[Stated goal]: The material below should be written out in full and exactly; pictures stay out of the copy.

[Raw data]:
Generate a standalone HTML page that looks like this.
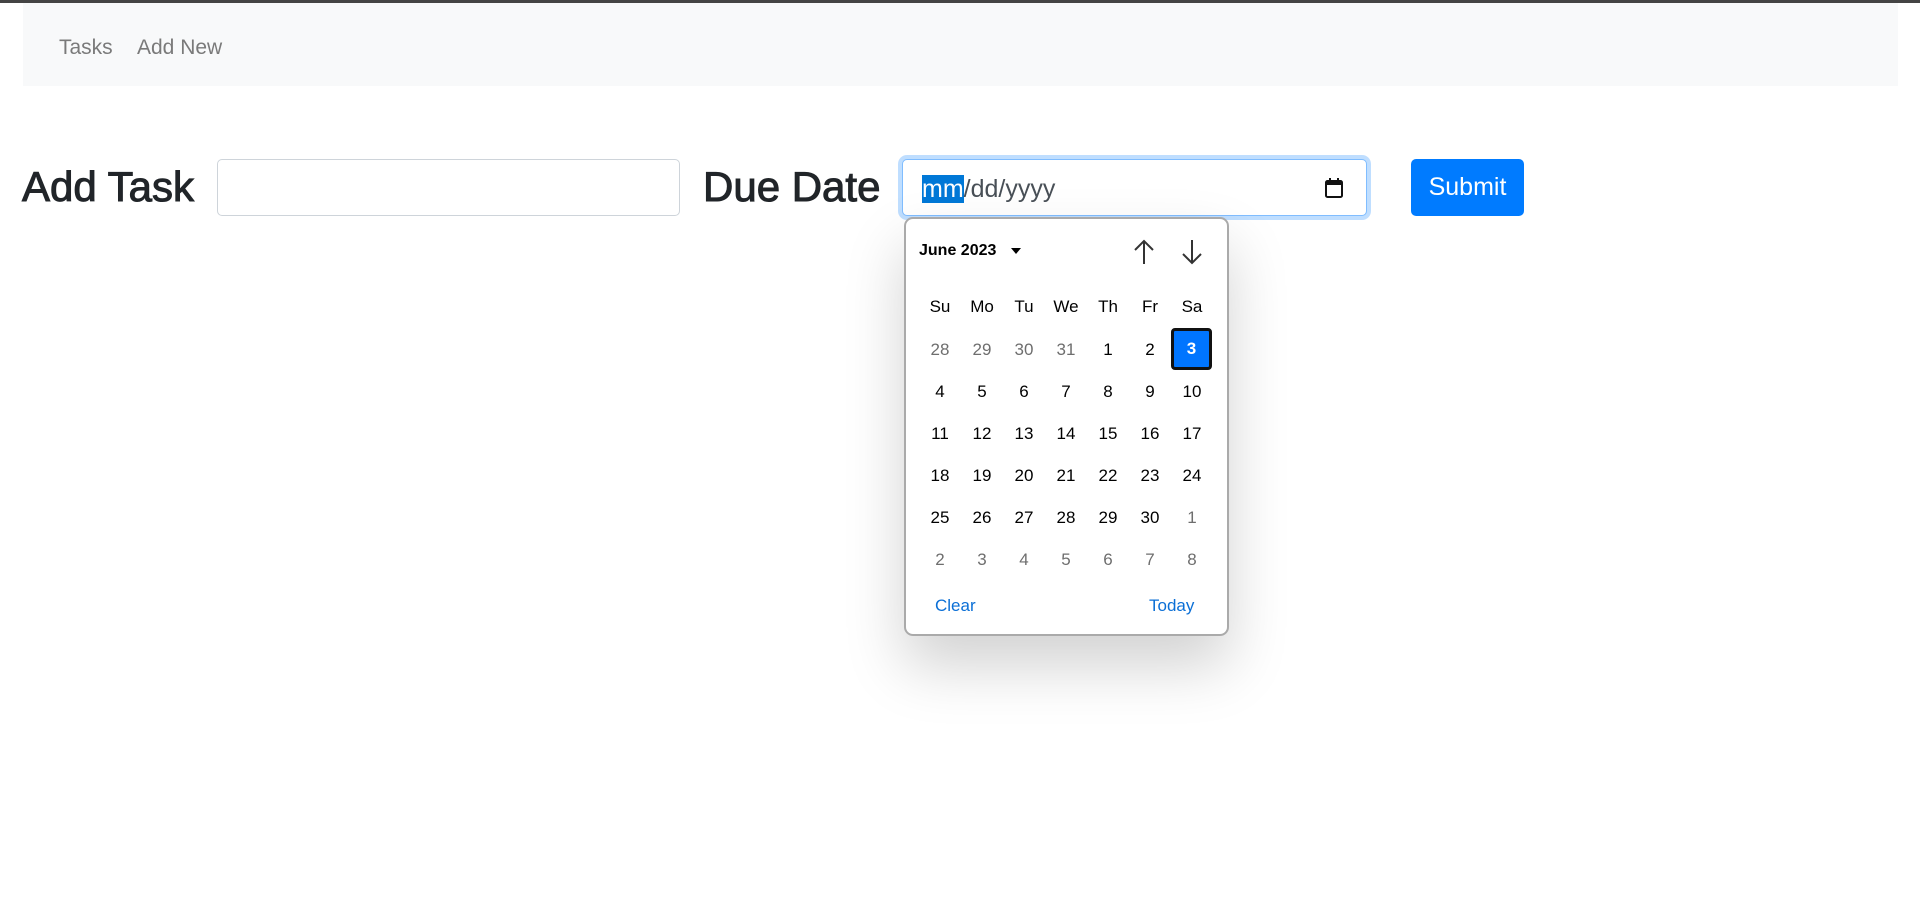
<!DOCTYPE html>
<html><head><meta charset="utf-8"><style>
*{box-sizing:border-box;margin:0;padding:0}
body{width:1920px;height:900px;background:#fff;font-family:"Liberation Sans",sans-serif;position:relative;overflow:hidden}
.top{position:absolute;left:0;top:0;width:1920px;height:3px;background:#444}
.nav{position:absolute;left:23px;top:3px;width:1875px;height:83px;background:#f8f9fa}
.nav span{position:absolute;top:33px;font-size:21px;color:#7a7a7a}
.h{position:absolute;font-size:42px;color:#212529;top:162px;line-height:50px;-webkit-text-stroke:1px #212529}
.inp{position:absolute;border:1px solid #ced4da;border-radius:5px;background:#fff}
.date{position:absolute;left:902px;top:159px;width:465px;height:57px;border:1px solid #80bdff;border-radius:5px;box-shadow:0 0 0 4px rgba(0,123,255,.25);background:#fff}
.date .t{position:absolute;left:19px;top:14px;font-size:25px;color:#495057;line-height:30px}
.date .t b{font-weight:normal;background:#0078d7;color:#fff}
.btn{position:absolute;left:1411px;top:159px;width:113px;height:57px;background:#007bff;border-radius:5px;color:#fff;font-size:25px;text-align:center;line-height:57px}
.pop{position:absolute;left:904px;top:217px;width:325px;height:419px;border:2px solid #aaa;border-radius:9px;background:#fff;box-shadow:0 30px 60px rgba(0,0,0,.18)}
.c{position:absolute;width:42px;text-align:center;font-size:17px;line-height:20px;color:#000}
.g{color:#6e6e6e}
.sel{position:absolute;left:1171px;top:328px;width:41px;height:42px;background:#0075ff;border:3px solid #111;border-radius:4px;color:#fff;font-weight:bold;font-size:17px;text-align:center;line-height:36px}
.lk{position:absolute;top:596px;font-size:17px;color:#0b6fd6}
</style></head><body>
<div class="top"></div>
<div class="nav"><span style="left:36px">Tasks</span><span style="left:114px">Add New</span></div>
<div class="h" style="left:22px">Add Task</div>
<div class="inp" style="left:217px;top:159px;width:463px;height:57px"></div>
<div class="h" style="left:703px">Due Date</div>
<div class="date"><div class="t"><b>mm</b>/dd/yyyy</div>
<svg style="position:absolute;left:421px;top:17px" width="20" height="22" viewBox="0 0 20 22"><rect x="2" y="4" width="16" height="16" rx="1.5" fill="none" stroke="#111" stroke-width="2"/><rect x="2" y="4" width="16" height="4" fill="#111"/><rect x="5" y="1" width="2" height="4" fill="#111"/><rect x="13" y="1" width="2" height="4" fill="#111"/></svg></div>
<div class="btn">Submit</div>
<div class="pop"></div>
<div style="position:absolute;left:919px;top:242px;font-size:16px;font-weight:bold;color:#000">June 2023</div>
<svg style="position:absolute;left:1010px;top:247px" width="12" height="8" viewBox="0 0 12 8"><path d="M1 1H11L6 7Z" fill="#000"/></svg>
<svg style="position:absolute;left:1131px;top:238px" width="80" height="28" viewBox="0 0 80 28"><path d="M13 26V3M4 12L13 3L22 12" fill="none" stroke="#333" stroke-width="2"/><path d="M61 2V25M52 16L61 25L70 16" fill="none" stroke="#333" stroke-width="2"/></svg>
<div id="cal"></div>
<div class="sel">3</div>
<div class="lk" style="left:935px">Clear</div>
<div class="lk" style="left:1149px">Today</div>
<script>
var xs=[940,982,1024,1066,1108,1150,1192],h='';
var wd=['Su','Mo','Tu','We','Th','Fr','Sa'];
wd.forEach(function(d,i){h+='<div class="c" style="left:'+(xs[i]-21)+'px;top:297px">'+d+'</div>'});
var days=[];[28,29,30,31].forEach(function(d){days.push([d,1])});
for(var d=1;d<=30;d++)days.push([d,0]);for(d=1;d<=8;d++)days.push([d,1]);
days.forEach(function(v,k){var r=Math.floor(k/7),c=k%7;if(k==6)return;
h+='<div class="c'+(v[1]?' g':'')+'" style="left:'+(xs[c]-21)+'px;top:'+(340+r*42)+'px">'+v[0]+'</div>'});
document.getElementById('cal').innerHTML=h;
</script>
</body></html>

[Output below]:
Generate a standalone HTML page that looks like this.
<!DOCTYPE html>
<html><head><meta charset="utf-8"><style>
*{box-sizing:border-box;margin:0;padding:0}
body{width:1920px;height:900px;background:#fff;font-family:"Liberation Sans",sans-serif;position:relative;overflow:hidden}
.top{position:absolute;left:0;top:0;width:1920px;height:3px;background:#444}
.nav{position:absolute;left:23px;top:3px;width:1875px;height:83px;background:#f8f9fa}
.nav span{position:absolute;top:33px;font-size:21px;color:#7a7a7a}
.h{position:absolute;font-size:42px;color:#212529;top:162px;line-height:50px;-webkit-text-stroke:1px #212529}
.inp{position:absolute;border:1px solid #ced4da;border-radius:5px;background:#fff}
.date{position:absolute;left:902px;top:159px;width:465px;height:57px;border:1px solid #80bdff;border-radius:5px;box-shadow:0 0 0 4px rgba(0,123,255,.25);background:#fff}
.date .t{position:absolute;left:19px;top:14px;font-size:25px;color:#495057;line-height:30px}
.date .t b{font-weight:normal;background:#0078d7;color:#fff}
.btn{position:absolute;left:1411px;top:159px;width:113px;height:57px;background:#007bff;border-radius:5px;color:#fff;font-size:25px;text-align:center;line-height:57px}
.pop{position:absolute;left:904px;top:217px;width:325px;height:419px;border:2px solid #aaa;border-radius:9px;background:#fff;box-shadow:0 30px 60px rgba(0,0,0,.18)}
.c{position:absolute;width:42px;text-align:center;font-size:17px;line-height:20px;color:#000}
.g{color:#6e6e6e}
.sel{position:absolute;left:1171px;top:328px;width:41px;height:42px;background:#0075ff;border:3px solid #111;border-radius:4px;color:#fff;font-weight:bold;font-size:17px;text-align:center;line-height:36px}
.lk{position:absolute;top:596px;font-size:17px;color:#0b6fd6}
</style></head><body>
<div class="top"></div>
<div class="nav"><span style="left:36px">Tasks</span><span style="left:114px">Add New</span></div>
<div class="h" style="left:22px">Add Task</div>
<div class="inp" style="left:217px;top:159px;width:463px;height:57px"></div>
<div class="h" style="left:703px">Due Date</div>
<div class="date"><div class="t"><b>mm</b>/dd/yyyy</div>
<svg style="position:absolute;left:421px;top:17px" width="20" height="22" viewBox="0 0 20 22"><rect x="2" y="4" width="16" height="16" rx="1.5" fill="none" stroke="#111" stroke-width="2"/><rect x="2" y="4" width="16" height="4" fill="#111"/><rect x="5" y="1" width="2" height="4" fill="#111"/><rect x="13" y="1" width="2" height="4" fill="#111"/></svg></div>
<div class="btn">Submit</div>
<div class="pop"></div>
<div style="position:absolute;left:919px;top:242px;font-size:16px;font-weight:bold;color:#000">June 2023</div>
<svg style="position:absolute;left:1010px;top:247px" width="12" height="8" viewBox="0 0 12 8"><path d="M1 1H11L6 7Z" fill="#000"/></svg>
<svg style="position:absolute;left:1131px;top:238px" width="80" height="28" viewBox="0 0 80 28"><path d="M13 26V3M4 12L13 3L22 12" fill="none" stroke="#333" stroke-width="2"/><path d="M61 2V25M52 16L61 25L70 16" fill="none" stroke="#333" stroke-width="2"/></svg>
<div id="cal"></div>
<div class="sel">3</div>
<div class="lk" style="left:935px">Clear</div>
<div class="lk" style="left:1149px">Today</div>
<script>
var xs=[940,982,1024,1066,1108,1150,1192],h='';
var wd=['Su','Mo','Tu','We','Th','Fr','Sa'];
wd.forEach(function(d,i){h+='<div class="c" style="left:'+(xs[i]-21)+'px;top:297px">'+d+'</div>'});
var days=[];[28,29,30,31].forEach(function(d){days.push([d,1])});
for(var d=1;d<=30;d++)days.push([d,0]);for(d=1;d<=8;d++)days.push([d,1]);
days.forEach(function(v,k){var r=Math.floor(k/7),c=k%7;if(k==6)return;
h+='<div class="c'+(v[1]?' g':'')+'" style="left:'+(xs[c]-21)+'px;top:'+(340+r*42)+'px">'+v[0]+'</div>'});
document.getElementById('cal').innerHTML=h;
</script>
</body></html>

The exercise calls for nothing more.